Dataset content:
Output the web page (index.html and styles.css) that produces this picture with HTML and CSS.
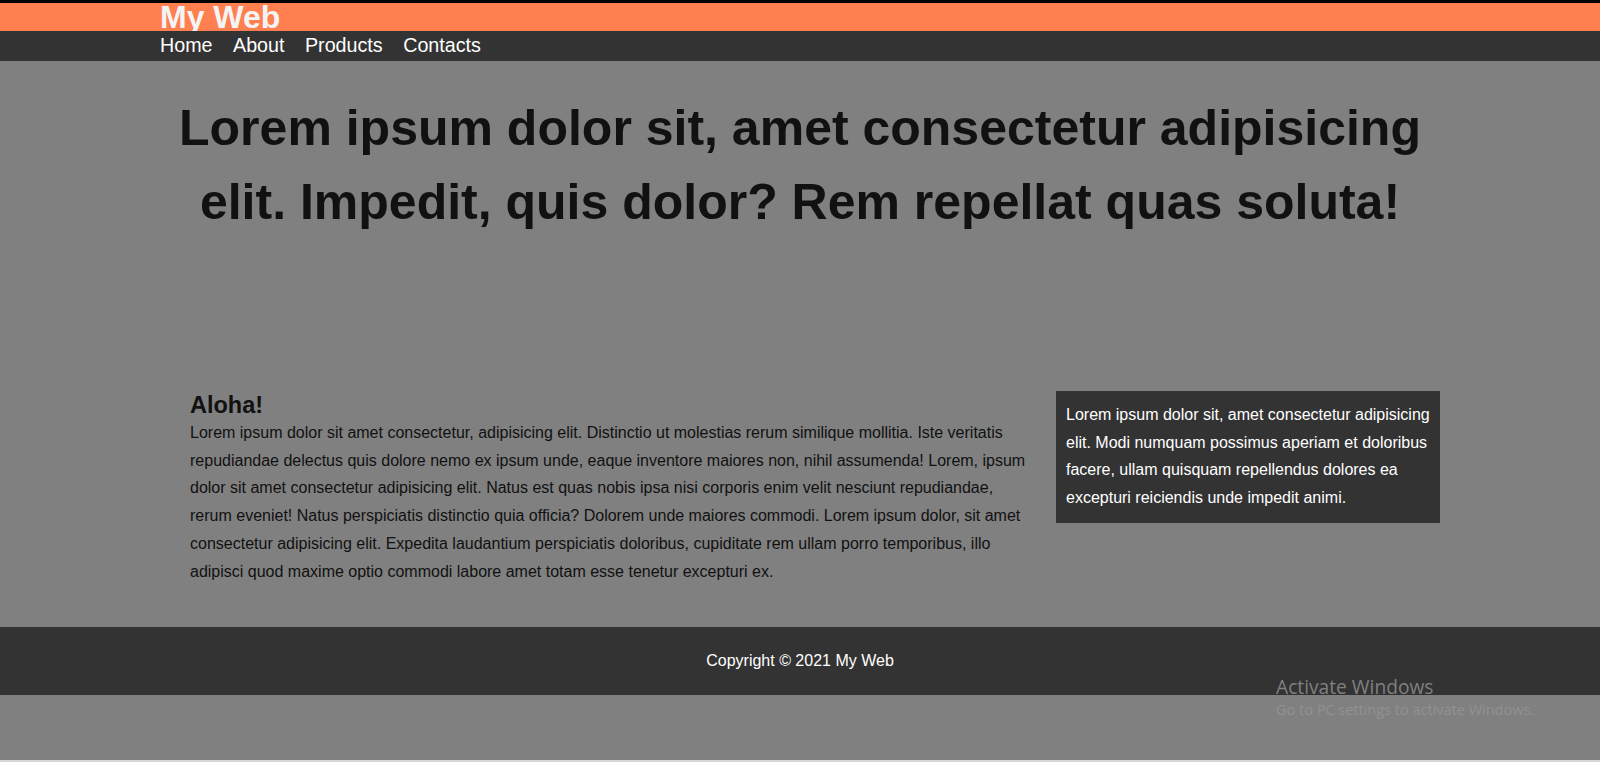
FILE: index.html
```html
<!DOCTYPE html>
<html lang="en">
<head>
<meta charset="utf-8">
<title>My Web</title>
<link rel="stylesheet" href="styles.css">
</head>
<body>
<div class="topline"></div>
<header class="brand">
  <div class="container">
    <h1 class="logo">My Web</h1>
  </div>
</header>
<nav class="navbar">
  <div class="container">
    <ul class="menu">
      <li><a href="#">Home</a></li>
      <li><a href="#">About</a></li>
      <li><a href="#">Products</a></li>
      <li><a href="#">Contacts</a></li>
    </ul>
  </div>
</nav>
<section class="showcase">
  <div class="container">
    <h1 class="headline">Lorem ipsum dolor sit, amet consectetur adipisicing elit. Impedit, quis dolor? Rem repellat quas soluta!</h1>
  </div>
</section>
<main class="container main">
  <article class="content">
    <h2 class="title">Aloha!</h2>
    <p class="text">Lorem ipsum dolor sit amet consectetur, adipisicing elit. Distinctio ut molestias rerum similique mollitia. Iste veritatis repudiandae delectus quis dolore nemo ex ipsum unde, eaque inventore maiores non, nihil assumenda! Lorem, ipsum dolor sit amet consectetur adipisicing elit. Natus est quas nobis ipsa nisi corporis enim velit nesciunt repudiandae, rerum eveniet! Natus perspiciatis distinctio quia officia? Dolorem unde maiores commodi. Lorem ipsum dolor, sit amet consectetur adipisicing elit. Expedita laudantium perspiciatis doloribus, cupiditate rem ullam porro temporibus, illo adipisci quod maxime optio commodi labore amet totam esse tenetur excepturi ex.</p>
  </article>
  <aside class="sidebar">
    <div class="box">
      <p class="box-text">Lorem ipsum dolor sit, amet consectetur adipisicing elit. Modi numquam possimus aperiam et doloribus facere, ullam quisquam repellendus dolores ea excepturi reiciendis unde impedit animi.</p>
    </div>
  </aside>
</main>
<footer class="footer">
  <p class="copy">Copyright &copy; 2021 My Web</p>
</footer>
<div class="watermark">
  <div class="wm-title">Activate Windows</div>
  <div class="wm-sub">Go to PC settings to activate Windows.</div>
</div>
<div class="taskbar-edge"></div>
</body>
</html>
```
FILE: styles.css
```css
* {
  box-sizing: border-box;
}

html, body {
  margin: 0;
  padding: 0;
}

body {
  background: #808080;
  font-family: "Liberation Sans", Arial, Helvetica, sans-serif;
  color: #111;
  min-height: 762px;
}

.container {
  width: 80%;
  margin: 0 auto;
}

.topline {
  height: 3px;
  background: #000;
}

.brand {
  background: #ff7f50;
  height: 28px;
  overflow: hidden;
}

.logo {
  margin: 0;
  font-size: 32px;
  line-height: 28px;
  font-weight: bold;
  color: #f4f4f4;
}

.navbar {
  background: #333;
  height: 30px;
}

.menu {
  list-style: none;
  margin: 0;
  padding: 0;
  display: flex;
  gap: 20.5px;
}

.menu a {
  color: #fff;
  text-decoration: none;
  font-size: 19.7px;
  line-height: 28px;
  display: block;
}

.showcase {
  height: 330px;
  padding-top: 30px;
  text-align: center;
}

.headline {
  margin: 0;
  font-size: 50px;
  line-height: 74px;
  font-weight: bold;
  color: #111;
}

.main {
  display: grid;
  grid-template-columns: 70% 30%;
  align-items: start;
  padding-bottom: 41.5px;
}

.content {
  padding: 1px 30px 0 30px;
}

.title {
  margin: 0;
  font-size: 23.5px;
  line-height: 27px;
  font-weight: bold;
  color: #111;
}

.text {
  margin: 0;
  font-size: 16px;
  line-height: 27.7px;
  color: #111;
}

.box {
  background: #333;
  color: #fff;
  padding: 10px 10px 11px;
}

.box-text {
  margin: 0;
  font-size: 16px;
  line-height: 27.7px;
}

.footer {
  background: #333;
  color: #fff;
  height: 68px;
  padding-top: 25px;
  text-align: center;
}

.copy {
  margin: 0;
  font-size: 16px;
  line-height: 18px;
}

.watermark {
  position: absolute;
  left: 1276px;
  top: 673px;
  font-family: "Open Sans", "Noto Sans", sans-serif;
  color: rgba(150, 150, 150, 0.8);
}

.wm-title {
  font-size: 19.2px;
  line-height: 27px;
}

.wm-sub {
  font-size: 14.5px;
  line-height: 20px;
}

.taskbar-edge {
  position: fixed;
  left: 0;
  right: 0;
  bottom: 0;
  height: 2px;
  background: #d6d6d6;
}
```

What is required: Copy the listing word for word, excluding its pictures.

Result of this exercise:
Output the web page (index.html and styles.css) that produces this picture with HTML and CSS.
FILE: index.html
```html
<!DOCTYPE html>
<html lang="en">
<head>
<meta charset="utf-8">
<title>My Web</title>
<link rel="stylesheet" href="styles.css">
</head>
<body>
<div class="topline"></div>
<header class="brand">
  <div class="container">
    <h1 class="logo">My Web</h1>
  </div>
</header>
<nav class="navbar">
  <div class="container">
    <ul class="menu">
      <li><a href="#">Home</a></li>
      <li><a href="#">About</a></li>
      <li><a href="#">Products</a></li>
      <li><a href="#">Contacts</a></li>
    </ul>
  </div>
</nav>
<section class="showcase">
  <div class="container">
    <h1 class="headline">Lorem ipsum dolor sit, amet consectetur adipisicing elit. Impedit, quis dolor? Rem repellat quas soluta!</h1>
  </div>
</section>
<main class="container main">
  <article class="content">
    <h2 class="title">Aloha!</h2>
    <p class="text">Lorem ipsum dolor sit amet consectetur, adipisicing elit. Distinctio ut molestias rerum similique mollitia. Iste veritatis repudiandae delectus quis dolore nemo ex ipsum unde, eaque inventore maiores non, nihil assumenda! Lorem, ipsum dolor sit amet consectetur adipisicing elit. Natus est quas nobis ipsa nisi corporis enim velit nesciunt repudiandae, rerum eveniet! Natus perspiciatis distinctio quia officia? Dolorem unde maiores commodi. Lorem ipsum dolor, sit amet consectetur adipisicing elit. Expedita laudantium perspiciatis doloribus, cupiditate rem ullam porro temporibus, illo adipisci quod maxime optio commodi labore amet totam esse tenetur excepturi ex.</p>
  </article>
  <aside class="sidebar">
    <div class="box">
      <p class="box-text">Lorem ipsum dolor sit, amet consectetur adipisicing elit. Modi numquam possimus aperiam et doloribus facere, ullam quisquam repellendus dolores ea excepturi reiciendis unde impedit animi.</p>
    </div>
  </aside>
</main>
<footer class="footer">
  <p class="copy">Copyright &copy; 2021 My Web</p>
</footer>
<div class="watermark">
  <div class="wm-title">Activate Windows</div>
  <div class="wm-sub">Go to PC settings to activate Windows.</div>
</div>
<div class="taskbar-edge"></div>
</body>
</html>
```
FILE: styles.css
```css
* {
  box-sizing: border-box;
}

html, body {
  margin: 0;
  padding: 0;
}

body {
  background: #808080;
  font-family: "Liberation Sans", Arial, Helvetica, sans-serif;
  color: #111;
  min-height: 762px;
}

.container {
  width: 80%;
  margin: 0 auto;
}

.topline {
  height: 3px;
  background: #000;
}

.brand {
  background: #ff7f50;
  height: 28px;
  overflow: hidden;
}

.logo {
  margin: 0;
  font-size: 32px;
  line-height: 28px;
  font-weight: bold;
  color: #f4f4f4;
}

.navbar {
  background: #333;
  height: 30px;
}

.menu {
  list-style: none;
  margin: 0;
  padding: 0;
  display: flex;
  gap: 20.5px;
}

.menu a {
  color: #fff;
  text-decoration: none;
  font-size: 19.7px;
  line-height: 28px;
  display: block;
}

.showcase {
  height: 330px;
  padding-top: 30px;
  text-align: center;
}

.headline {
  margin: 0;
  font-size: 50px;
  line-height: 74px;
  font-weight: bold;
  color: #111;
}

.main {
  display: grid;
  grid-template-columns: 70% 30%;
  align-items: start;
  padding-bottom: 41.5px;
}

.content {
  padding: 1px 30px 0 30px;
}

.title {
  margin: 0;
  font-size: 23.5px;
  line-height: 27px;
  font-weight: bold;
  color: #111;
}

.text {
  margin: 0;
  font-size: 16px;
  line-height: 27.7px;
  color: #111;
}

.box {
  background: #333;
  color: #fff;
  padding: 10px 10px 11px;
}

.box-text {
  margin: 0;
  font-size: 16px;
  line-height: 27.7px;
}

.footer {
  background: #333;
  color: #fff;
  height: 68px;
  padding-top: 25px;
  text-align: center;
}

.copy {
  margin: 0;
  font-size: 16px;
  line-height: 18px;
}

.watermark {
  position: absolute;
  left: 1276px;
  top: 673px;
  font-family: "Open Sans", "Noto Sans", sans-serif;
  color: rgba(150, 150, 150, 0.8);
}

.wm-title {
  font-size: 19.2px;
  line-height: 27px;
}

.wm-sub {
  font-size: 14.5px;
  line-height: 20px;
}

.taskbar-edge {
  position: fixed;
  left: 0;
  right: 0;
  bottom: 0;
  height: 2px;
  background: #d6d6d6;
}
```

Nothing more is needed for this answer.